Many artists and people go through this world trying to find who they are. As we travel down the road of life, we discover more about ourselves and develop our identity. Every photographer has a photographic identity. It defines who we are as shooters and the type of work that we try to put out. Our photographic identities can only come about by continuing to shoot and internalizing the work of other photographers. My mentor in college taught me that if you’re a photojournalist then you’ll have the skills to be able to shoot whatever you want afterwards. The reason for that is because of the fact that photojournalism has skills that apply to any genre of photography: landscapes, portraits, events, weddings, long exposures–you name it and it’s there. Years later, I’ve realized more than ever that he was completely right.
But every single photographer that continues to self-identify and work to develop their craft won’t necessarily work in photojournalism. Many will shoot food and stick to it while others will shoot portraits and continue to get better or give up altogether.
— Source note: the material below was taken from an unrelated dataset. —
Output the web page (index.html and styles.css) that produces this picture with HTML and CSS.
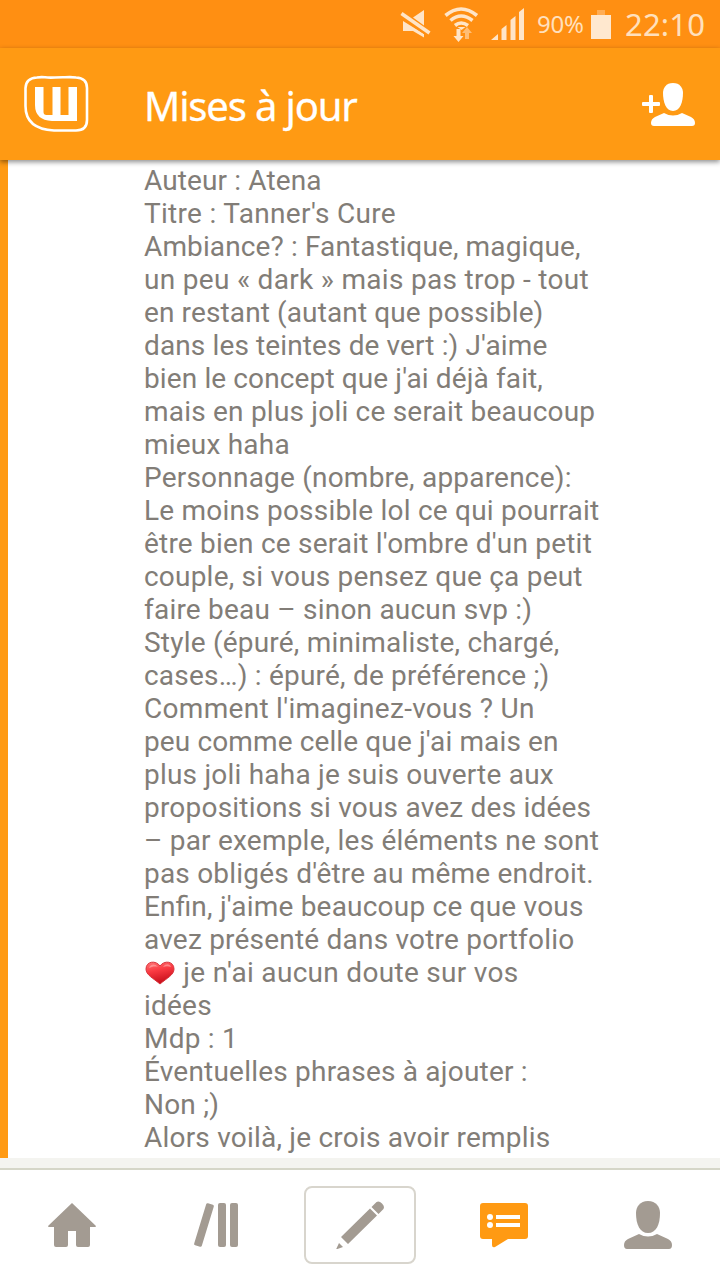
FILE: index.html
```html
<!DOCTYPE html>
<html lang="fr">
<head>
<meta charset="utf-8">
<title>Mises à jour</title>
<link rel="stylesheet" href="styles.css">
</head>
<body>
<div class="screen">
  <div class="status">
    <svg class="status-icons" width="136" height="48" viewBox="0 0 136 48" fill="#ffe5c8">
      <path d="M22 17.500 33 10v15.500zM12 21l21 13v3.500L22 31H12z"/>
      <path d="M10.500 13.500 38.500 33" stroke="#ffe5c8" stroke-width="3.600"/>
      <path d="M11 18.500 35 35" stroke="#ff8f12" stroke-width="1"/>
      <g fill="none" stroke="#ffe5c8" stroke-width="3.600">
        <path d="M54.500 15.500Q70 2.500 86 15.500M59.500 20.500Q70 11.500 81.500 20.500M64 25.500Q70 20.500 77 25.500"/>
      </g>
      <path d="M66.500 27h8l-4 3z"/>
      <path d="M65.500 29h4v7h3l-5 6-5-6h3z"/>
      <path d="M74 39v-6h-3l5-6 5 6h-3v6z" fill="#ffbd74"/>
      <path d="M100 40l7-6v6zM110.500 40V29l5-4v15zM119.500 40V20l5-4v24zM128 40V12l5-4v32z"/>
    </svg>
    <span class="percent">90%</span>
    <svg class="battery" width="20" height="30" viewBox="0 0 20 30"><path fill="#ffad55" d="M6 1h8v5H6z"/><path fill="#ffe8cf" d="M0 6h20v24H0z"/></svg>
    <span class="clock">22:10</span>
  </div>
  <header class="bar">
    <svg class="logo" width="66" height="58" viewBox="0 0 66 58">
      <path d="M14 2.500Q18 1.800 22 2.300T32 2.500T42 2.300Q48 1.800 53 2.500Q64 3 64 13V45Q64 55.500 53 55.500H31Q2.500 54 2.500 31V13Q3 3 14 2.500z" fill="none" stroke="#fff" stroke-width="2.600"/>
      <path fill="#fff" d="M12 12h8.500v25q0 3 3 3h6V12h8v28h8V12H54v34H29Q12 45 12 30z"/>
    </svg>
    <h1 class="title">Mises à jour</h1>
    <svg class="add" width="56" height="46" viewBox="0 0 56 46" fill="#fff">
      <path d="M9 15q0-1 1-1h2q1 0 1 1v6h6q1 0 1 1v2q0 1-1 1h-6v6q0 1-1 1h-2q-1 0-1-1v-6H3q-1 0-1-1v-2q0-1 1-1h6z"/>
      <path d="M33 2c7 0 10 5 10 10 0 9-3 18-10 18s-10-9-10-18c0-5 3-10 10-10z"/>
      <path d="M24 32q9 5 18 0l9 4q4 2 4 6 0 3-3 3H14q-3 0-3-3 0-4 4-6z"/>
    </svg>
  </header>
  <main class="feed">
    <div class="message">
      <div class="line snug">Auteur : Atena</div>
      <div class="line loose">Titre : Tanner's Cure</div>
      <div class="line snug">Ambiance? : Fantastique, magique,</div>
      <div class="line loose">un peu « dark » mais pas trop - tout</div>
      <div class="line snug">en restant (autant que possible)</div>
      <div class="line snug">dans les teintes de vert :) J'aime</div>
      <div class="line snug">bien le concept que j'ai déjà fait,</div>
      <div class="line">mais en plus joli ce serait beaucoup</div>
      <div class="line">mieux haha</div>
      <div class="line">Personnage (nombre, apparence):</div>
      <div class="line">Le moins possible lol ce qui pourrait</div>
      <div class="line">être bien ce serait l'ombre d'un petit</div>
      <div class="line">couple, si vous pensez que ça peut</div>
      <div class="line">faire beau – sinon aucun svp :)</div>
      <div class="line">Style (épuré, minimaliste, chargé,</div>
      <div class="line">cases…) : épuré, de préférence ;)</div>
      <div class="line loose">Comment l'imaginez-vous ? Un</div>
      <div class="line snug">peu comme celle que j'ai mais en</div>
      <div class="line">plus joli haha je suis ouverte aux</div>
      <div class="line">propositions si vous avez des idées</div>
      <div class="line">– par exemple, les éléments ne sont</div>
      <div class="line">pas obligés d'être au même endroit.</div>
      <div class="line">En<span class="ligature">fi</span>n, j'aime beaucoup ce que vous</div>
      <div class="line">avez présenté dans votre portfolio</div>
      <div class="line loose"><svg class="heart" width="32" height="26" viewBox="0 0 32 26"><defs><linearGradient id="red" x1="0" y1="0" x2="0.300" y2="1"><stop offset="0" stop-color="#ff7777"/><stop offset=".45" stop-color="#fa3a42"/><stop offset="1" stop-color="#c9101c"/></linearGradient></defs><path d="M16 24C9 18 2 15 2 9 2 1 12 0 16 6c4-6 14-5 14 3 0 6-7 9-14 15z" fill="url(#red)" stroke="#d8343c"/><path d="M5 8c1-4 6-5 9-1-4-1-6 0-9 1zM19 7c3-4 7-3 8 0-3-1-5-1-8 0z" fill="#ffc4c2" opacity=".5"/></svg> je n'ai aucun doute sur vos</div>
      <div class="line">idées</div>
      <div class="line">Mdp : 1</div>
      <div class="line">Éventuelles phrases à ajouter :</div>
      <div class="line">Non ;)</div>
      <div class="line">Alors voilà, je crois avoir remplis</div>
    </div>
  </main>
  <div class="gap"></div>
  <nav class="tabs">
    <div class="tab"><svg width="48" height="48" viewBox="0 0 48 48" fill="#a39b92"><path d="M24 2 48 25q0 1-1 1h-5v18q0 2-2 2H30q-2 0-2-2V30h-8v14q0 2-2 2H8q-2 0-2-2V26H1q-1 0-1-1z"/></svg></div>
    <div class="tab"><svg width="48" height="48" viewBox="0 0 48 48" fill="#a39b92"><rect x="8" y="2" width="8" height="44" rx="1.500" transform="rotate(17 12 24)"/><rect x="26" y="2" width="8" height="44" rx="2"/><rect x="38" y="2" width="8" height="44" rx="2"/></svg></div>
    <div class="tab"><div class="compose"><svg width="48" height="48" viewBox="0 0 48 48" fill="#a39b92"><path d="M5 36 34 7.500 41 14.500 12 43zM35.500 6 39 2.500q3-4 7 0 4 4 0 7L42.500 13zM3 42l4 4-7 2.500z"/></svg></div></div>
    <div class="tab"><svg width="48" height="48" viewBox="0 0 48 48"><path fill="#ff9a13" d="M3 2h42q3 0 3 3v30q0 3-3 3H28L15 46q-3 1-3-2v-6H3q-3 0-3-3V5q0-3 3-3z"/><g fill="#fff"><circle cx="10" cy="16" r="3"/><circle cx="10" cy="24" r="3"/><path d="M16 14h24v4H16zM16 22h24v4H16z"/></g></svg></div>
    <div class="tab"><svg width="48" height="49" viewBox="0 0 48 49" fill="#a39b92"><path d="M24 0c8 0 12 6 12 12 0 12-4 20-12 20s-12-8-12-20C12 6 16 0 24 0z"/><path d="M15 33q9 5 18 0l11 5q4 2 4 6 0 4-3 4H3q-3 0-3-4 0-4 4-6z"/></svg></div>
  </nav>
</div>
</body>
</html>
```
FILE: styles.css
```css
* { box-sizing: border-box; }
body { margin: 0; background: #fff; }
.screen { width: 720px; height: 1280px; overflow: hidden; display: flex; flex-direction: column; }
.status { height: 48px; flex: none; background: #ff8f12; display: flex; align-items: center; padding-left: 391px; color: #ffe0bd; font-family: "Noto Sans", sans-serif; }
.status-icons { flex: none; }
.percent { width: 54px; flex: none; margin-left: 10px; font-size: 24px; letter-spacing: -0.2px; line-height: 48px; }
.battery { flex: none; }
.clock { margin-left: 14px; font-size: 31px; letter-spacing: 0.2px; line-height: 48px; }
.bar { position: relative; z-index: 1; height: 112px; flex: none; display: flex; align-items: center; padding: 0 24px 0 23px; background: #ff9a13; box-shadow: 0 2px 5px rgba(0,0,0,.45); }
.logo { flex: none; }
.title { margin: 3px 0 0 55px; font: 400 40px/56px "Noto Sans", sans-serif; letter-spacing: -1.15px; color: #fff; -webkit-text-stroke: 0.3px #fff; white-space: nowrap; }
.add { margin-left: auto; }
.feed { height: 998px; flex: none; overflow: hidden; border-left: 8px solid #ff9a13; padding: 4px 0 0 136px; background: #fff; }
.message { font-family: Roboto, sans-serif; font-size: 28px; line-height: 33px; letter-spacing: 0.21px; color: #827d77; }
.line { height: 33px; white-space: nowrap; }
.snug { letter-spacing: 0.12px; }
.loose { letter-spacing: 0.3px; }
.ligature { letter-spacing: 0; }
.heart { vertical-align: -4px; }
.gap { height: 10px; flex: none; background: #f4f4f0; }
.tabs { height: 112px; flex: none; display: grid; grid-template-columns: repeat(5, 1fr); border-top: 2px solid #d5d6c8; background: #fff; }
.tab { display: flex; align-items: center; justify-content: center; }
.tab svg { display: block; }
.compose { width: 112px; height: 78px; border: 2px solid #d8d5cd; border-radius: 8px; display: flex; align-items: center; justify-content: center; }
```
No photographer in the world should ever say, “I can shoot anything.” Sure, you probably can–but how much of it is really worth displaying on your portfolio? If you showed images from your most recent session, would you put the entire thing up? You probably won’t–and so photographers need to specialize to begin with. It’s important that you market yourself as a portrait photographer or a sports and outdoor shooter, or that you have a label of some sort. It helps you sell yourself to clients later on.
The argument that everyone is a photographer these days is true. But are they really a creative? How many of you have a creative vision to sell? Do you have an entire body of work showing off what your creative vision is capable of doing? If you do, you should be pushing that more than anything.
Inspiring and fostering creativity is the only way that we will survive and keep creating–but we need to know who we are ad specialize to succeed.